苏东坡雅爱夜游,在黄州时就常常半夜溜出去,抱着酒坛子不说,还得拖上半睡半醒的张怀民。
夜空中万籁俱寂,唯有诗人的心自在翱翔。
在杭州为官期间,苏东坡带领百姓疏浚西湖,修筑堤坝,恢复农业生产,其时绿树绕城,千里沃野,城市面貌为之一新,在苏东坡的苦心经营下,杭州一跃成为北宋一流大都市。
这大概是苏东坡职业生涯中难得的太平日子,公务之余寻僧访道,放歌纵酒,过的十分惬意。江湖野老有言,苏东坡还常常改换素衣跑到西湖边的酒肆当中,高唱自己的得意之作《念奴娇·赤壁怀古》,粉丝众多。
当江南温润的烟雨浸湿金戈铁马的旧梦,不知道苏东坡的心里会不会暗叹:多情应笑我,早生华发……
流光容易把人抛,未几,苏东坡奉诏回京,走向了人生下一个十字路口,等待他的还有漫长的放逐生涯。
离开小瀛洲,回到曲院风荷,这里是苏堤的北端。当年苏东坡疏浚西湖,用清出的淤泥堆出了这一带长堤,堤上种植杨柳、碧桃,阳春三月春意正浓,乱花渐欲迷人眼,一派朝气蓬勃的美感。
和苏堤比邻而居的是白居易主持修建的白堤,想不到这两位生在不同时代的伟大文学家竟以这种方式千古相伴。苏东坡是白居易的崇拜者,在杭州任内常自比白居易,虽说年龄差二百岁,却心灵相通,独具慧眼看到了杭州经济发展的关键,那就是兴修水利工程。
大概只要和山明水秀的余杭结缘,便永远也忘不了它。白居易直到年老之后,还在唠叨着“忆江南”“江南好”,惦记着当年“山寺月中寻桂子”的闲趣,还不时感叹:未能拋得杭州去,一半勾留是此湖。
一样的云树绕堤沙,不一样的三吴都会,如果诗家有幸目睹如今的岁月静好,现世安稳,不知又会写出怎样的锦绣文章。
西湖很大,在码头下船之后我步行了一个多小时,在城市中找到了远足的感觉,偷得浮生半日闲,旁观世间众生。

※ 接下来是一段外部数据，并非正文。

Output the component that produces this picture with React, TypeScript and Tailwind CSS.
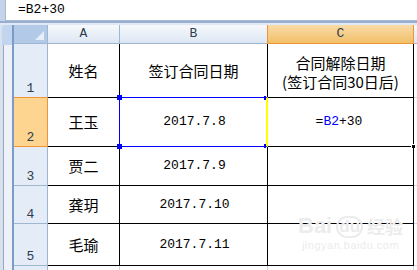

西湖边是繁华的商业区,车水马龙,游人如织,路边的咖啡店里情侣慢悠悠的品着咖啡,窗外掠过路人行色匆匆的背影。我端着茶杯望向窗外,看着浮云散去,天边透出粉红色烟霞,脉脉斜照迎面而来,暖意融融。
铁板铜琶高歌的苏东坡背影渐渐模糊,驻马徘徊长堤的白居易蓦然回顾,而静静的西湖,喧嚣的西湖,依然美如画图,仿佛改变的只是时光的剪影。
低低的吟哦从泛黄的书册中飘然而起,余韵缈缈——
孤山寺北贾亭西,水面初平云脚低。
几处早莺争暖树,谁家新燕啄春泥。
乱花渐欲迷人眼,浅草才能没马蹄。
最爱湖东行不足,绿杨阴里白沙堤。